Bruxelles préconise d’appliquer des règles claires et communes, combinées à un meilleur contrôle de leur application et à la suppression des formalités administratives inutiles, pour créer des conditions de concurrence égales entre les transporteurs routiers.
• La Commission propose une nouvelle réglementation du cabotage. Jusqu’à présent, la réglementation de l’UE autorisait 3 transports de cabotage dans un délai de 7 jours à compter de la livraison internationale. Désormais, les nouvelles règles permettront un nombre illimité de transports de cabotage dans un délai de 5 jours à compter de la livraison internationale. La Commission estime que ces nouvelles règles seront plus faciles à faire respecter et permettront également de réduire le nombre de trajets à vide, ce qui évitera aux transporteurs de consommer du carburant pour des opérations improductives. « Cette mesure n’est pas très claire, pointe Marc Billiet, responsable du TRM auprès de la délégation bruxelloise de l’IRU (Union internationale des transports routiers). Les opérations illimitées de cabotage s’appliquent-elles au pays de déchargement ou à certains pays limitrophes au déchargement ? »
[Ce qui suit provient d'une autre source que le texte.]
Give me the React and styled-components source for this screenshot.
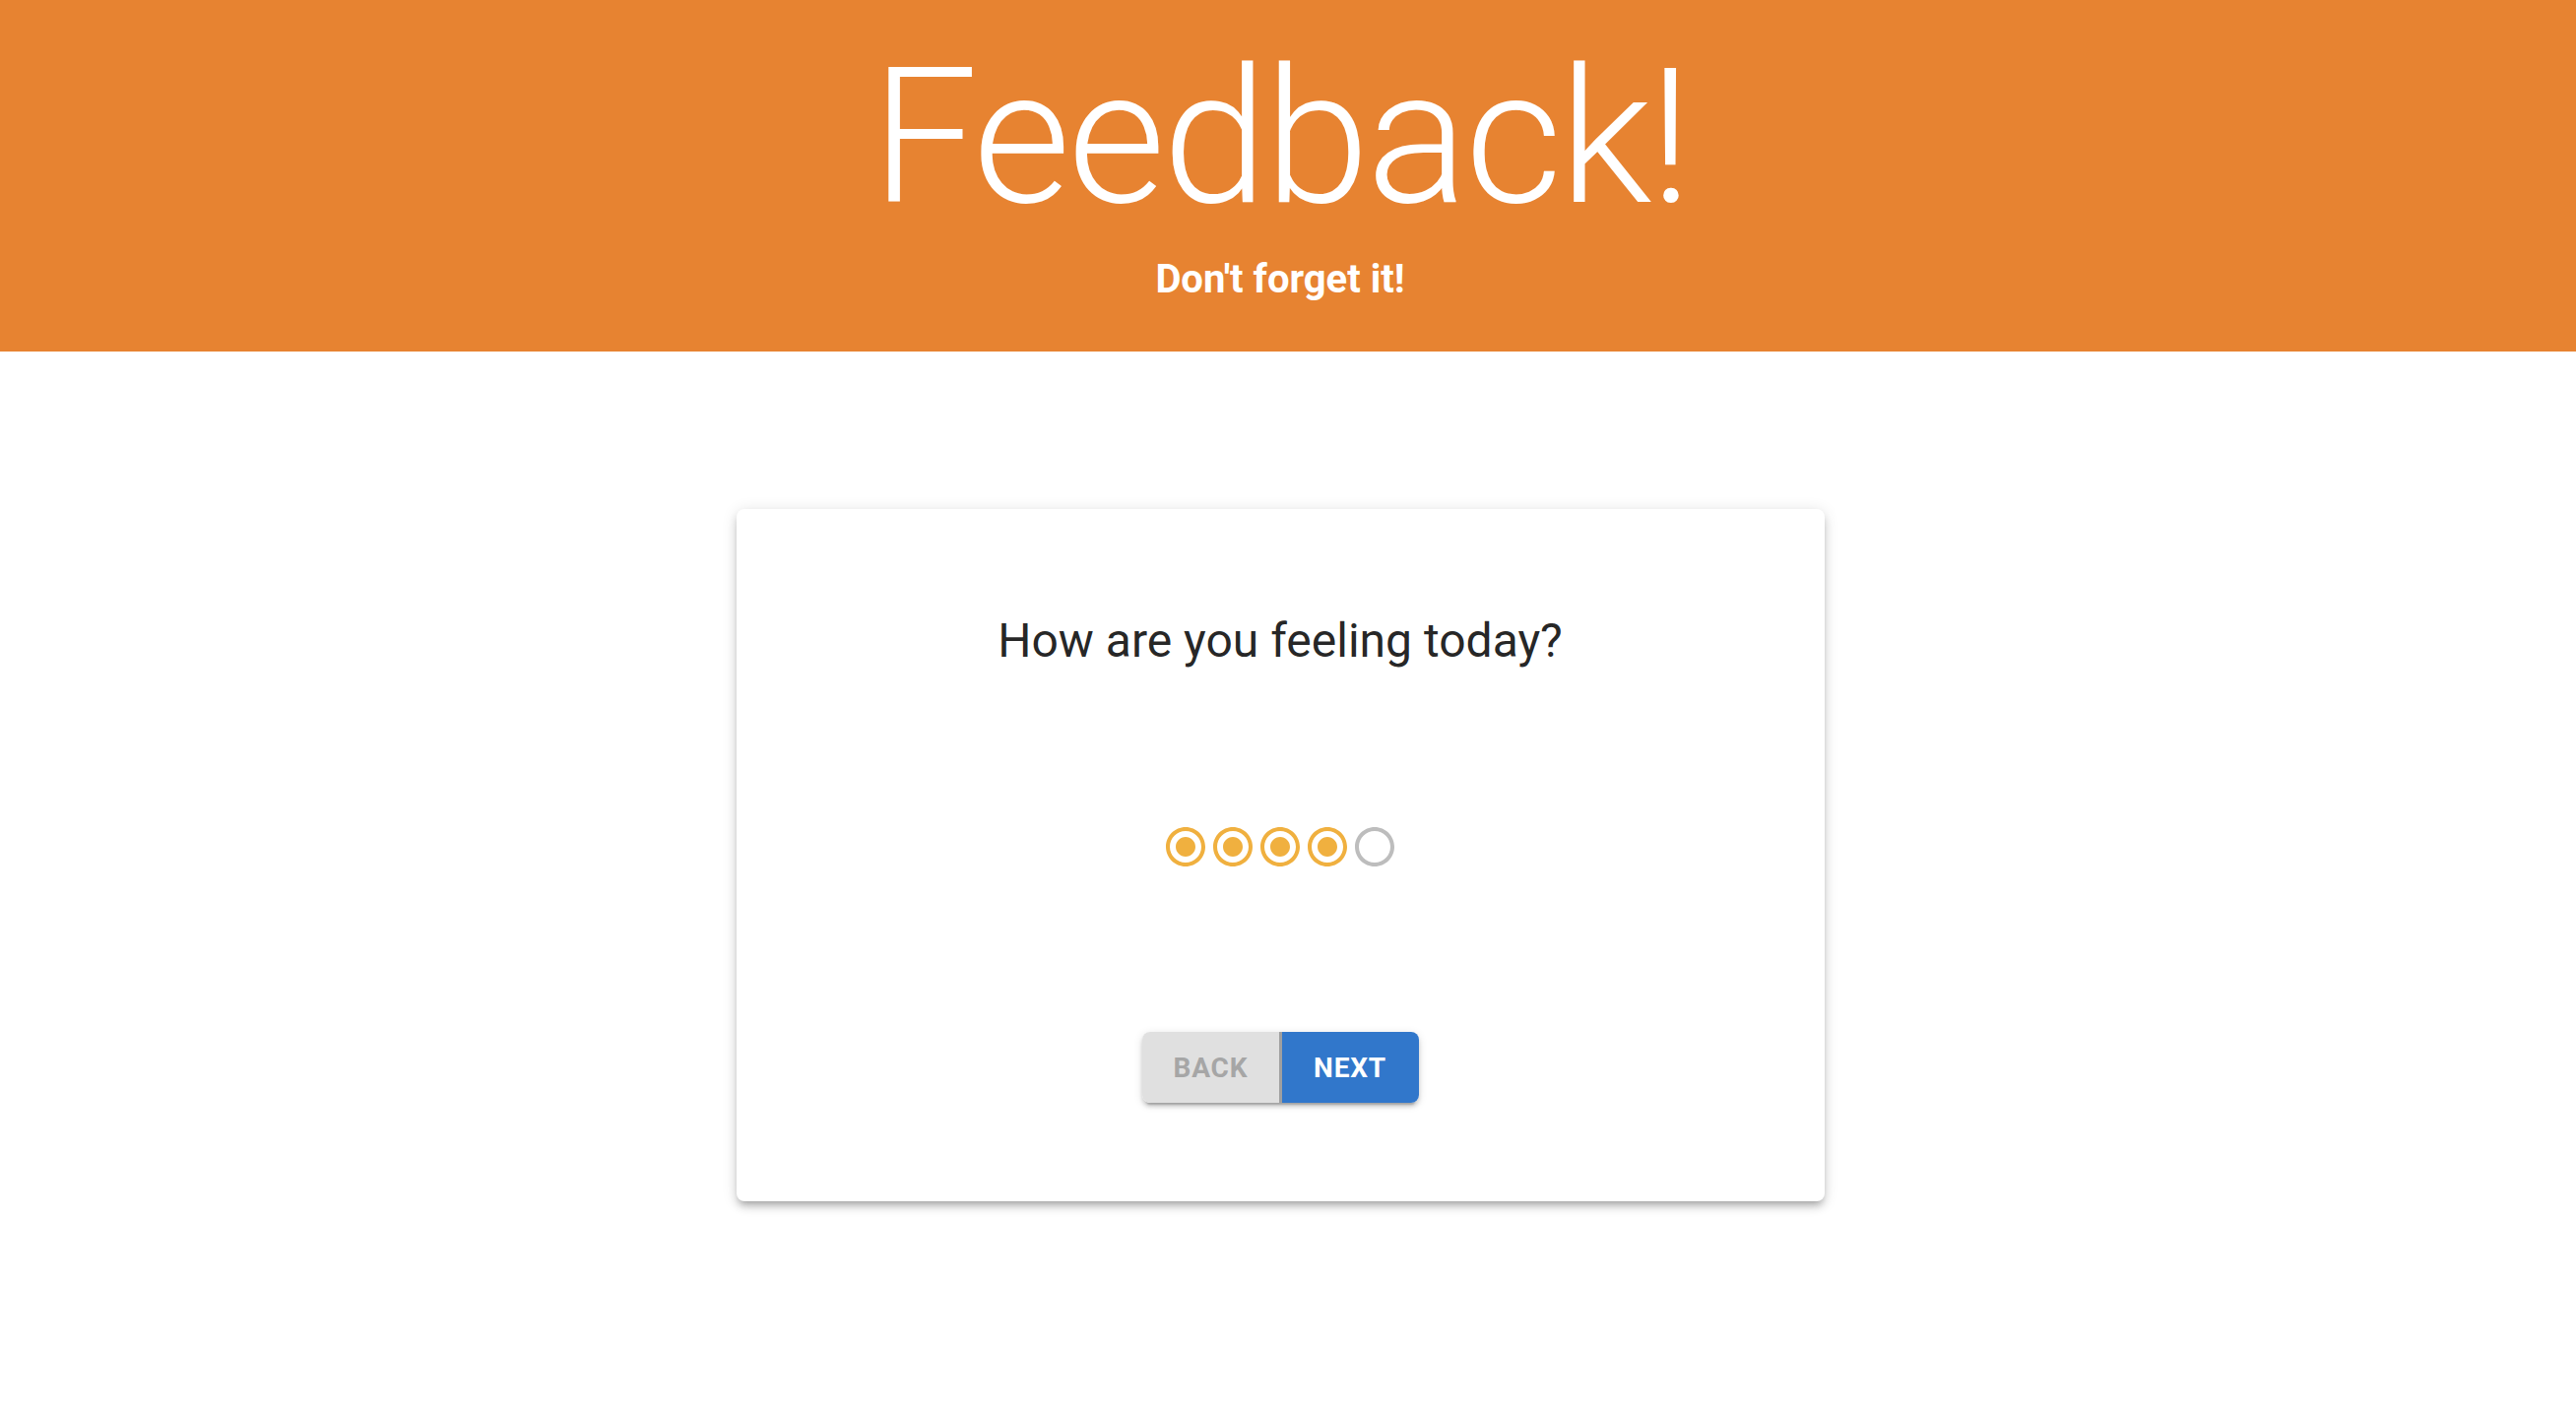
import styled, { createGlobalStyle } from "styled-components";

const GlobalStyle = createGlobalStyle`
	body {
		margin: 0;
		background: #fff;
		font-family: Roboto, "Liberation Sans", sans-serif;
	}
`;

const RATING = 4;
const MAX = 5;

const RadioIcon = ({ checked }) => (
	<svg viewBox="0 0 24 24" width="48" height="48" fill="currentColor">
		{checked ? (
			<path d="M12 7c-2.76 0-5 2.24-5 5s2.24 5 5 5 5-2.24 5-5-2.24-5-5-5zm0-5C6.48 2 2 6.48 2 12s4.48 10 10 10 10-4.48 10-10S17.52 2 12 2zm0 18c-4.42 0-8-3.58-8-8s3.58-8 8-8 8 3.58 8 8-3.58 8-8 8z" />
		) : (
			<path d="M12 2C6.48 2 2 6.48 2 12s4.48 10 10 10 10-4.48 10-10S17.52 2 12 2zm0 18c-4.42 0-8-3.58-8-8s3.58-8 8-8 8 3.58 8 8-3.58 8-8 8z" />
		)}
	</svg>
);

const App = () => {
	return (
		<Page>
			<GlobalStyle />
			<Header>
				<Title>Feedback!</Title>
				<Subtitle>Don't forget it!</Subtitle>
			</Header>
			<Main>
				<Card>
					<Question>How are you feeling today?</Question>
					<Rating>
						{Array.from({ length: MAX }, (_, i) => (
							<Star key={i} $active={i < RATING}>
								<RadioIcon checked={i < RATING} />
							</Star>
						))}
					</Rating>
					<ButtonGroup>
						<GroupButton disabled>Back</GroupButton>
						<GroupButton $primary>Next</GroupButton>
					</ButtonGroup>
				</Card>
			</Main>
		</Page>
	);
};

const Page = styled.div`
	min-height: 100vh;
	display: flex;
	flex-direction: column;
`;

const Header = styled.header`
	background-color: #e78331;
	color: #fff;
	padding: 28px 16px 41px 0;
	display: flex;
	flex-direction: column;
	align-items: center;
`;

const Title = styled.h1`
	margin: 0;
	font-size: 192px;
	font-weight: 300;
	line-height: 224px;
	letter-spacing: -3px;
`;

const Subtitle = styled.h6`
	margin: 0;
	font-size: 40px;
	font-weight: 700;
	line-height: 64px;
`;

const Main = styled.main`
	display: flex;
	justify-content: center;
	padding: 160px 16px 0 0;
`;

const Card = styled.div`
	width: 1105px;
	box-sizing: border-box;
	padding: 102px 0 100px;
	background: #fff;
	border-radius: 8px;
	box-shadow: 0 6px 6px -4px rgba(0, 0, 0, 0.2), 0 6px 8px 0 rgba(0, 0, 0, 0.14),
		0 2px 16px 0 rgba(0, 0, 0, 0.12);
	display: flex;
	flex-direction: column;
	align-items: center;
`;

const Question = styled.h5`
	margin: 0;
	font-size: 48px;
	font-weight: 400;
	line-height: 64px;
	color: rgba(0, 0, 0, 0.87);
`;

const Rating = styled.div`
	display: flex;
	margin-top: 153px;
`;

const Star = styled.span`
	display: flex;
	color: ${(p) => (p.$active ? "#f0b03f" : "#bdbdbd")};
`;

const ButtonGroup = styled.div`
	display: flex;
	margin-top: 164px;
	border-radius: 8px;
	box-shadow: 0 6px 2px -4px rgba(0, 0, 0, 0.2), 0 4px 4px 0 rgba(0, 0, 0, 0.14),
		0 2px 10px 0 rgba(0, 0, 0, 0.12);
`;

const GroupButton = styled.button`
	border: none;
	height: 72px;
	padding: 0 32px;
	min-width: 128px;
	font-family: Roboto, "Liberation Sans", sans-serif;
	font-size: 28px;
	font-weight: 700;
	letter-spacing: 0.8px;
	text-transform: uppercase;
	cursor: pointer;
	background-color: ${(p) => (p.$primary ? "#3177cb" : "#e0e0e0")};
	color: ${(p) => (p.$primary ? "#fff" : "#a6a6a6")};

	&:first-child {
		width: 142px;
		border-radius: 8px 0 0 8px;
		border-right: 3px solid #a0a0a0;
	}

	&:last-child {
		width: 139px;
		border-radius: 0 8px 8px 0;
	}

	&:disabled {
		cursor: default;
	}
`;

export default App;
• Bruxelles s’attaque aux sociétés « boîtes aux lettres » et définit des critères plus clairs pour réprimer la création de ces entreprises dont la raison d’être est de contourner les obligations légales dans des domaines tels que la fiscalité, la sécurité sociale, la TVA et les salaires. Le nerf de la guerre est la coopération renforcée entre les autorités nationales chargées du contrôle.
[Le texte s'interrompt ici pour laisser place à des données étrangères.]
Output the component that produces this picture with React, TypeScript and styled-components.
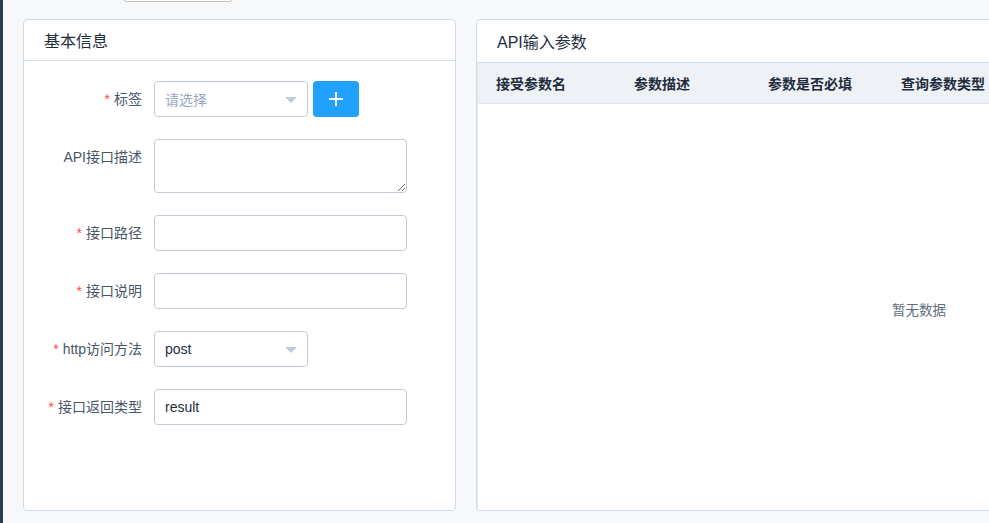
import React from "react";
import styled, { createGlobalStyle } from "styled-components";

const GlobalStyle = createGlobalStyle`
  html, body {
    margin: 0;
    padding: 0;
    overflow: hidden;
    background: #f7f8fa;
  }
  body {
    font-family: "Liberation Sans", "Noto Sans CJK SC", sans-serif;
    font-size: 14px;
    color: #1f2d3d;
  }
  * {
    box-sizing: border-box;
  }
`;

const Layout = styled.div`
  display: flex;
  width: 989px;
  height: 523px;
  overflow: hidden;
`;

const SideEdge = styled.div`
  width: 3px;
  flex-shrink: 0;
  background: #2e3b4e;
`;

const Main = styled.div`
  flex: 1;
  padding: 0 0 0 20px;
  display: flex;
  flex-direction: column;
  min-width: 0;
`;

const Toolbar = styled.div`
  display: flex;
  padding-left: 100px;
  margin-top: -34px;
  height: 36px;
`;

const GhostButton = styled.button`
  width: 110px;
  height: 36px;
  border: 1px solid #c4c4c4;
  border-radius: 4px;
  background: #fff;
`;

const Columns = styled.div`
  display: flex;
  gap: 20px;
  margin-top: 17px;
`;

const Card = styled.div<{ $width: number }>`
  width: ${(p) => p.$width}px;
  height: 492px;
  flex-shrink: 0;
  background: #fff;
  border: 1px solid #d1dbe5;
  border-radius: 4px;
  display: flex;
  flex-direction: column;
  overflow: hidden;
`;

const CardHeader = styled.div<{ $height: number }>`
  height: ${(p) => p.$height}px;
  display: flex;
  align-items: center;
  padding: 0 20px;
  font-size: 16px;
  color: #1f2d3d;
  border-bottom: 1px solid #d1dbe5;
  flex-shrink: 0;
`;

const Form = styled.div`
  padding: 20px 0 0 0;
  display: flex;
  flex-direction: column;
  gap: 22px;
`;

const FormItem = styled.div`
  display: flex;
  align-items: flex-start;
`;

const Label = styled.label`
  width: 130px;
  padding-right: 12px;
  text-align: right;
  line-height: 36px;
  font-size: 14px;
  color: #48576a;
  white-space: nowrap;
`;

const Star = styled.span`
  color: #ff4949;
  margin-right: 4px;
`;

const Control = styled.div`
  display: flex;
  align-items: center;
  gap: 5px;
`;

const SelectBox = styled.div<{ $placeholder?: boolean }>`
  position: relative;
  width: 154px;
  height: 36px;
  border: 1px solid #bfcbd9;
  border-radius: 4px;
  background: #fff;
  padding: 0 30px 0 10px;
  display: flex;
  align-items: center;
  font-size: 14px;
  color: ${(p) => (p.$placeholder ? "#97a8be" : "#1f2d3d")};
`;

const Caret = styled.span`
  position: absolute;
  right: 10px;
  top: 15px;
  width: 0;
  height: 0;
  border-left: 6px solid transparent;
  border-right: 6px solid transparent;
  border-top: 6px solid #bfcbd9;
`;

const TextInput = styled.input`
  width: 253px;
  height: 36px;
  border: 1px solid #bfcbd9;
  border-radius: 4px;
  padding: 0 10px;
  font-family: inherit;
  font-size: 14px;
  color: #1f2d3d;
  background: #fff;
  outline: none;
`;

const TextArea = styled.textarea`
  width: 253px;
  height: 54px;
  border: 1px solid #bfcbd9;
  border-radius: 4px;
  padding: 5px 10px;
  font-family: inherit;
  font-size: 14px;
  color: #1f2d3d;
  resize: vertical;
  outline: none;
  display: block;
`;

const PrimaryButton = styled.button`
  width: 46px;
  height: 36px;
  border: none;
  border-radius: 4px;
  background: #20a0ff;
  display: flex;
  align-items: center;
  justify-content: center;
  padding: 0;
`;

const Table = styled.div`
  flex: 1;
  display: flex;
  flex-direction: column;
  border-left: 1px solid #dfe6ec;
`;

const TableHead = styled.div`
  display: flex;
  height: 41px;
  background: #eef1f6;
  border-bottom: 1px solid #dfe6ec;
  flex-shrink: 0;
`;

const HeadCell = styled.div<{ $width: number }>`
  width: ${(p) => p.$width}px;
  flex-shrink: 0;
  padding: 0 18px;
  display: flex;
  align-items: center;
  font-size: 14px;
  font-weight: bold;
  color: #1f2d3d;
  white-space: nowrap;
`;

const EmptyBody = styled.div`
  flex: 1;
  display: flex;
  align-items: center;
  justify-content: center;
  font-size: 13.5px;
  color: #5e6d82;
  padding-top: 4px;
`;

const PlusIcon = () => (
  <svg width="14" height="14" viewBox="0 0 14 14">
    <path d="M7 0v14M0 7h14" stroke="#fff" strokeWidth="2" />
  </svg>
);

const columns = [
  { title: "接受参数名", width: 138 },
  { title: "参数描述", width: 134 },
  { title: "参数是否必填", width: 133 },
  { title: "查询参数类型", width: 134 },
  { title: "参数默认值", width: 170 },
  { title: "操作", width: 174 },
];

export default function App() {
  return (
    <>
      <GlobalStyle />
      <Layout>
        <SideEdge />
        <Main>
          <Toolbar>
            <GhostButton />
          </Toolbar>
          <Columns>
            <Card $width={433}>
              <CardHeader $height={41}>基本信息</CardHeader>
              <Form>
                <FormItem>
                  <Label>
                    <Star>*</Star>标签
                  </Label>
                  <Control>
                    <SelectBox $placeholder>
                      请选择
                      <Caret />
                    </SelectBox>
                    <PrimaryButton>
                      <PlusIcon />
                    </PrimaryButton>
                  </Control>
                </FormItem>
                <FormItem>
                  <Label>API接口描述</Label>
                  <Control>
                    <TextArea />
                  </Control>
                </FormItem>
                <FormItem>
                  <Label>
                    <Star>*</Star>接口路径
                  </Label>
                  <Control>
                    <TextInput />
                  </Control>
                </FormItem>
                <FormItem>
                  <Label>
                    <Star>*</Star>接口说明
                  </Label>
                  <Control>
                    <TextInput />
                  </Control>
                </FormItem>
                <FormItem>
                  <Label>
                    <Star>*</Star>http访问方法
                  </Label>
                  <Control>
                    <SelectBox>
                      post
                      <Caret />
                    </SelectBox>
                  </Control>
                </FormItem>
                <FormItem>
                  <Label>
                    <Star>*</Star>接口返回类型
                  </Label>
                  <Control>
                    <TextInput defaultValue="result" />
                  </Control>
                </FormItem>
              </Form>
            </Card>
            <Card $width={885}>
              <CardHeader $height={43}>API输入参数</CardHeader>
              <Table>
                <TableHead>
                  {columns.map((c) => (
                    <HeadCell key={c.title} $width={c.width}>
                      {c.title}
                    </HeadCell>
                  ))}
                </TableHead>
                <EmptyBody>暂无数据</EmptyBody>
              </Table>
            </Card>
          </Columns>
        </Main>
      </Layout>
    </>
  );
}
• Définition et contrôle du détachement dans le transport routier. Pour le transport international (c’est-à-dire d’un État membre « A » à un État membre « B », la Commission propose que les conducteurs soient considérés comme des travailleurs détachés s’ils passent au moins 3 jours, au cours d’un mois calendaire donné, sur le territoire d’un État membre. Toutes les opérations de cabotage (c’est-à-dire les livraisons effectuées dans l’État membre « A ») seront considérées comme constituant un détachement de travailleurs dès le premier jour et ce, quelle que soit leur durée. Bruxelles défend le principe « à travail égal, salaire égal » sans créer en théorie de charges administratives supplémentaires pour les opérateurs et leurs conducteurs.
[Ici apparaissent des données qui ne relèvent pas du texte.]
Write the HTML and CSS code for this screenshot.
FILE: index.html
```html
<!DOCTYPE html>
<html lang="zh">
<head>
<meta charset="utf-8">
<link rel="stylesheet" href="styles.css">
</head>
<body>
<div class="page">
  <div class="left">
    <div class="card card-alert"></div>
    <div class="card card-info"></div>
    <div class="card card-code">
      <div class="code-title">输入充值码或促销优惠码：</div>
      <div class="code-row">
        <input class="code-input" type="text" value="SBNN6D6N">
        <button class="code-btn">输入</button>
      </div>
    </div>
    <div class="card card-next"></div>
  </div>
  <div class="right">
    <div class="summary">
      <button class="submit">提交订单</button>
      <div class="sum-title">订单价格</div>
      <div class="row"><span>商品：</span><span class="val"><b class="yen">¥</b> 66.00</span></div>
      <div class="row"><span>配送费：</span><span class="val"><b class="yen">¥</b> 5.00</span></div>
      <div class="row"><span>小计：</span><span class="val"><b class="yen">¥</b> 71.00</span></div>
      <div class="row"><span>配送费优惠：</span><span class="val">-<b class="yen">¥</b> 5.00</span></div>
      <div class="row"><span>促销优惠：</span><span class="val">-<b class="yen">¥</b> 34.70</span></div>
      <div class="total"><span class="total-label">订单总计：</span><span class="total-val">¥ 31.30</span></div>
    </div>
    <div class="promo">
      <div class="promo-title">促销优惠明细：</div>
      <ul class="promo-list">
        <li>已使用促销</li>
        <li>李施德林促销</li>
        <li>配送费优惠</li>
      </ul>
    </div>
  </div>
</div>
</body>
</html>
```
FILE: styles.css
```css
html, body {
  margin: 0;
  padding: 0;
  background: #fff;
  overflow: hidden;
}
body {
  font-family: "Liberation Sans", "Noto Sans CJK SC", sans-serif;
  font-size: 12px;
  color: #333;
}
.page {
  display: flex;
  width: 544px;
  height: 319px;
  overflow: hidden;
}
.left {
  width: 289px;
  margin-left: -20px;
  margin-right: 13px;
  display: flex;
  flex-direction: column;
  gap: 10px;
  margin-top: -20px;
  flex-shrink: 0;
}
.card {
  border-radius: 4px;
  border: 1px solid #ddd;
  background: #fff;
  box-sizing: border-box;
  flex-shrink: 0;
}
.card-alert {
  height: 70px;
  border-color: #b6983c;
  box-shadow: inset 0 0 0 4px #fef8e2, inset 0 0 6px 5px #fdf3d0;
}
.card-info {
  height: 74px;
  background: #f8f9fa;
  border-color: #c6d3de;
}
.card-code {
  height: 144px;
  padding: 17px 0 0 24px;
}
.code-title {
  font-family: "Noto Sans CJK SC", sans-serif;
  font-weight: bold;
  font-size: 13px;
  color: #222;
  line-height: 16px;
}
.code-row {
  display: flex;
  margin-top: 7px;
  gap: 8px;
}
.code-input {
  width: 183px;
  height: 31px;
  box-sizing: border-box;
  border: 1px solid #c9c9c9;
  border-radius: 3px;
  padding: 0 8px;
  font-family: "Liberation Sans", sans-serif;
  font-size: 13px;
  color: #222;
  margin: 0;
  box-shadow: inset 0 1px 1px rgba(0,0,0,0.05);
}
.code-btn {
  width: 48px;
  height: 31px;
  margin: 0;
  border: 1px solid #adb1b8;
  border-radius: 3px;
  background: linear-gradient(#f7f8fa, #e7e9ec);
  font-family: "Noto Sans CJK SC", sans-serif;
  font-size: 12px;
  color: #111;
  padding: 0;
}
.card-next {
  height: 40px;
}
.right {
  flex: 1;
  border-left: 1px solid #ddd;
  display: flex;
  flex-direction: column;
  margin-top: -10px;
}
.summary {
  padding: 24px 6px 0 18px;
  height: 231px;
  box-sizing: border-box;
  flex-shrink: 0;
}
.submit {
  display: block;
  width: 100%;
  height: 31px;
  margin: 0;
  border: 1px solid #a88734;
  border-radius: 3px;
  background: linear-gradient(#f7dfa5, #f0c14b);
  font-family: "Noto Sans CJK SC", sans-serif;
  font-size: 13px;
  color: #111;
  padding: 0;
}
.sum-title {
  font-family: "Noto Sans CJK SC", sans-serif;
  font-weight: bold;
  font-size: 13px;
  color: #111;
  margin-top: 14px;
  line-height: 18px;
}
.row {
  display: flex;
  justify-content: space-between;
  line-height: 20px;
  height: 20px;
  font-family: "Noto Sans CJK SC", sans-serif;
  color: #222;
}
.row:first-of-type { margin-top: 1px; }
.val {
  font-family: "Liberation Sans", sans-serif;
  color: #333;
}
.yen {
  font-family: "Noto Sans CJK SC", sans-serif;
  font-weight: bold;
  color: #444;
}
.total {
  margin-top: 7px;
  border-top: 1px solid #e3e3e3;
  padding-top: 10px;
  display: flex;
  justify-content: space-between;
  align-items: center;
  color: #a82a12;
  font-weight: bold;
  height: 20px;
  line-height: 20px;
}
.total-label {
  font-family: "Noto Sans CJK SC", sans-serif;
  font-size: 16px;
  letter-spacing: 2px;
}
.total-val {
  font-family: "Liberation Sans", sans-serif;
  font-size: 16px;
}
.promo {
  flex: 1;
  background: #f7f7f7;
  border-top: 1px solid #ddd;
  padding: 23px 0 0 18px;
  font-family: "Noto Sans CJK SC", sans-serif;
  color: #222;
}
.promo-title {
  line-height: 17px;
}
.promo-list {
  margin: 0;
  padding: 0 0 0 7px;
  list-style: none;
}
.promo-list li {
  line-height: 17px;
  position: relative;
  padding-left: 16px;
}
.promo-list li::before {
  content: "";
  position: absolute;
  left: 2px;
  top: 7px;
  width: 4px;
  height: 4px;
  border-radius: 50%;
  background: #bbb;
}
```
• Modification des règles relatives aux temps de repos et de conduite : la Commission ne propose pas d’allonger les durées de conduite ni de modifier le nombre des temps de repos. Elle propose aujourd’hui que les conducteurs prennent, hors de leur cabine, leur temps de repos hebdomadaire normal (soit une interruption obligatoire de 45 heures après une période maximale de travail de six jours). En conséquence, les employeurs devront mettre un lieu d’hébergement décent à la disposition des conducteurs.
À noter que plusieurs États membres dont la France ont fait part à la DG Move, l’administration centrale des transports, de la progression constante des véhicules de moins de 3,5 t dans le transport commercial. Résultat, Bruxelles prévoit de soumettre les VUL à certaines règles de l’UE par exemple celles relatives à l’établissement des entreprises de transport, « ce qui ne devrait pas entraîner de charges excessives pour les petits opérateurs ».
Bruxelles entend privilégier une tarification routière plus juste au sein de l’UE et propose que les États membres se conforment à certaines règles applicables à toutes les catégories de véhicules. Ces règles visent à :
• offrir une tarification plus juste, c’est-à-dire une tarification en fonction de la distance (péages) plutôt que la durée (vignette). La Commission propose d’abandonner progressivement les systèmes de tarification fondés sur la durée au terme d’une phase transitoire adaptée (2023 pour les véhicules utilitaires lourds, 2027 pour les autres catégories de véhicules).
• Conformément au principe du « pollueur-payeur » (directive eurovignette), la Commission rend obligatoire la modulation de la redevance en fonction des émissions de CO2 afin d’inciter les usagers à acquérir des véhicules moins polluants. Les États membres auront aussi la possibilité de percevoir une redevance en fonction de coûts externes tels que les nuisances sonores, la congestion et la pollution atmosphérique. Pour « booster » l’efficacité énergétique des véhicules lourds, Bruxelles mise à fois sur l’aérodynamique et l’adoption des véhicules les plus économes en carburant par une surveillance et une déclaration des émissions de CO2 et de la consommation de carburant.
• La Commission mise sur la promotion du système européen de télépéage (SET) parce que l’interopérabilité fait défaut et demeure problématique pour la circulation transfrontière. À l’heure actuelle, plusieurs badges électroniques embarqués et comptes d’utilisateurs différents sont exigés pour traverser le continent. Un système européen de télépéage (SET) interopérable permettrait aux transporteurs de n’utiliser qu’un seul badge électronique et d’avoir un système de facturation simplifié.
À l’évidence, les discussions politiques au Parlement et au Conseil de l’UE s’ouvrent dans un climat politique tendu. Pour preuve, les ministres de « l’Alliance du routier » (Autriche, Belgique, Danemark, France, Allemagne, Italie, Luxembourg, Suède et Norvège) et leur collègue des Pays-Bas, se sont réunis à Luxembourg le 7 juin à la veille de la présentation du paquet mobilité au Conseil des ministres des transports du 8 juin 2017. Les ministres ont martelé qu’une poursuite de la libéralisation du marché n’est pas envisageable en matière de cabotage routier, tant que ne seront pas remplies les conditions d’une concurrence équitable avec des règles sociales appropriées dans le secteur du transport routier et tant que le principe d’une « rémunération égale pour un travail égal dans le même lieu », ne sera pas assuré.